Am 8. Januar 1752 kam es zu einer lautstarken Auseinandersetzung vor dem Haus des Emanuel Goldschmidt in der Frankfurter Judengasse. Goldschmidts Gast, der Mainzer Schutzjude Joseph Lazarus Schlosser, hatte nach Aussage mehrerer Zeugen den Frankfurter Schutzjuden Nathan Meyer Kulp mit dem Vorwurf des Diebstahls und der Hehlerei beleidigt. Weiterhin habe er ihn mit despektierlichen Kommentaren zu einem seiner Brüder provoziert. Schlosser zufolge hatten daraufhin drei Männer versucht, ihn auf die Straße zu zerren und zu verprügeln. Die Gegenseite stritt den Vorwurf ab und versicherte, Schlosser habe mit seinen Beleidigungen ein Wortgefecht entbrannt; zu Tätlichkeiten sei es aber nicht gekommen.

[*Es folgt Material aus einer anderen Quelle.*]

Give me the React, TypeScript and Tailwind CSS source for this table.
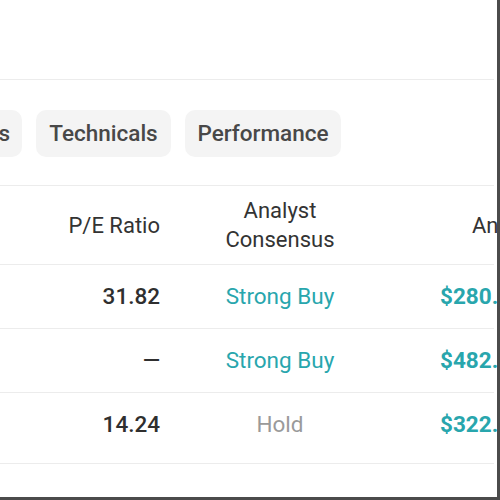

Die Akte »Criminalia 6683« des Frankfurter Instituts für Stadtgeschichte beinhaltet neben Beschwerdeschreiben und Befragungsprotokollen auch eine kurze Korrespondenz zwischen der Mainzer Verwaltung und dem Älteren Bürgermeister der Stadt Frankfurt. In seiner Gesamtheit verdeutlicht das Konvolut nicht nur den Rechtsstreit zwischen Joseph Lazarus Schlosser und Nathan Meyer Kulp, sondern auch konkurrierende jurisdiktionelle Ansprüche der beiden Städte.
Ein warnendes Mainzer Schutzschreiben für seine jüdischen Handelsleute, datiert auf den 3. Januar 1752, erreichte seinen Zielort einen Tag später. Das ist bemerkenswert, denn damit wurde es abgefasst, noch bevor es überhaupt zum Tumult vor Emanuel Goldschmidts Haus gekommen war. Hatte man in Mainz die Ereignisse vorausgesehen? Wohl kaum, doch war der erbitterte Zwist zwischen den Familien Kulp und Kann längst über die Stadtgrenzen Frankfurts hinaus bekannt. Bei der als Kulp-Kann’sche Wirren bezeichneten Auseinandersetzung handelte es sich um einen Streit innerhalb der Frankfurter Judenschaft um die Besetzung der Gemeindeämter. Zwischen 1749 und 1772 zerriss der Konflikt die Gemeinde in verschiedene Parteien. Aufgrund von persönlichen Netzwerken einzelner Gemeindemitglieder eskalierten die Vorgänge auch auf Reichsebene. Wenngleich die in der Akte enthaltenen Zeugenbefragungen und Gegenüberstellungen auf den ersten Blick den Eindruck vermitteln, es handle sich am 8. Januar 1752 um eine »gewöhnliche« Injurien- bzw. Beleidigungsklage, legt der Mainzer Brief nahe, dass es bereits zuvor Konfrontationen zwischen Mainzer und Frankfurter Juden gegeben hatte, die in einem engen Zusammenhang mit dem Streit standen.